- Born: 15 August 1983 (age 43) Shomolu, Lagos
- Occupations: Nigerian business executive, author and speaker
- Known for: CEO of Pan African Tower

= Azeez Amida =

Nigerian business executive

Azeez Amida is a Nigerian business executive, author and speaker. He is the founder of Azeez Amida Foundation. He previously served as CEO of Pan African Tower. He is also a member of the Forbes Council since 2022. Amida serves as the founder of the Nigeria Showtime Flag Football.

== Early life ==
Azeez Amida was born on 15 August 1983 in Shomolu, Lagos. Amida grew up in Lagos before he later moved to Ogun State where he attended Olabisi Onabanjo University. In 2008, he obtained his Bachelor of Science, Economics. In 2016, Amida attended the IE Business School, Madrid and got his Master of Business Administration. He was also an associate member at the Chartered Institute of Management Accountants.

== Career ==
Amida started his career working as a portfolio manager at Meristem Securities. Between 2014 and 2021, Amida has served in various capacities working with IHS Towers. In 2020, he was appointed CEO of IHS Rwanda. Before being CEO, he had also served as the CFO of IHS Rwanda. After his time at IHS, he joined Merit Telecoms on an advisory basis as Chief Growth and Operations officer.

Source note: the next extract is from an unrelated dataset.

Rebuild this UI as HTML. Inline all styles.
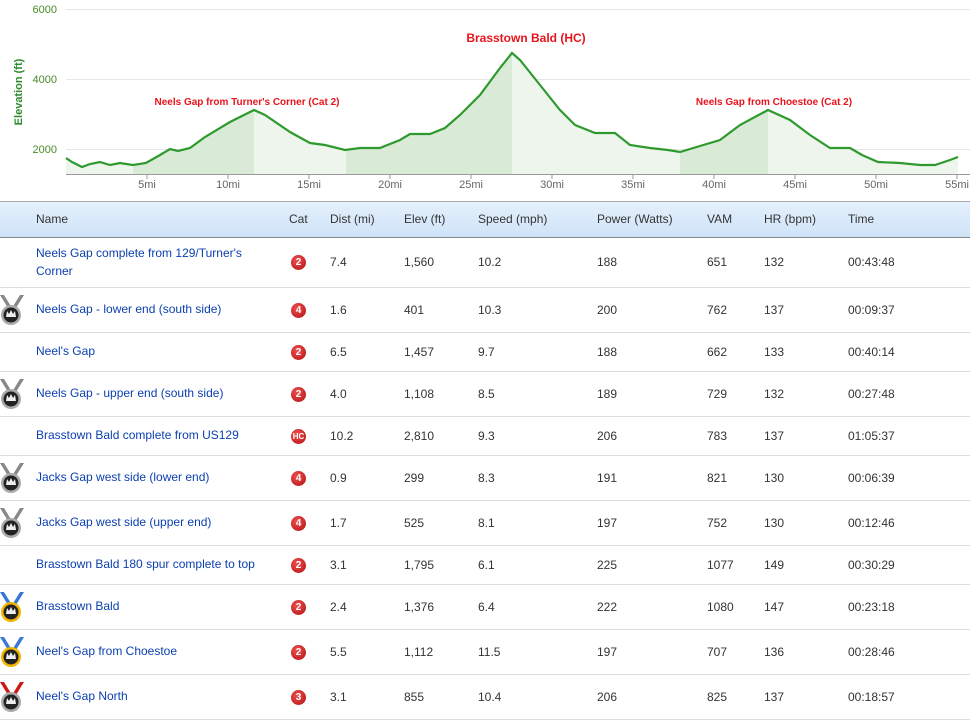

In 2022, he was appointed CEO of Pan African Towers. In November 2024, Amida resigned from his role as Managing Director and Chief Executive Officer (CEO) of Pan African Towers. He is also the founder of the SFFL Showtime.

== Philanthropy ==
In May 2022, he founded the Azeez Amida Foundation to focus on poverty, clean water, education and healthcare. In November 2022, the Azeez Amida Foundation supported victims of the Bayelsa Flood with relieve packages. In November 2022, through his foundation he refurbished Ogun Primary Healthcare Centre.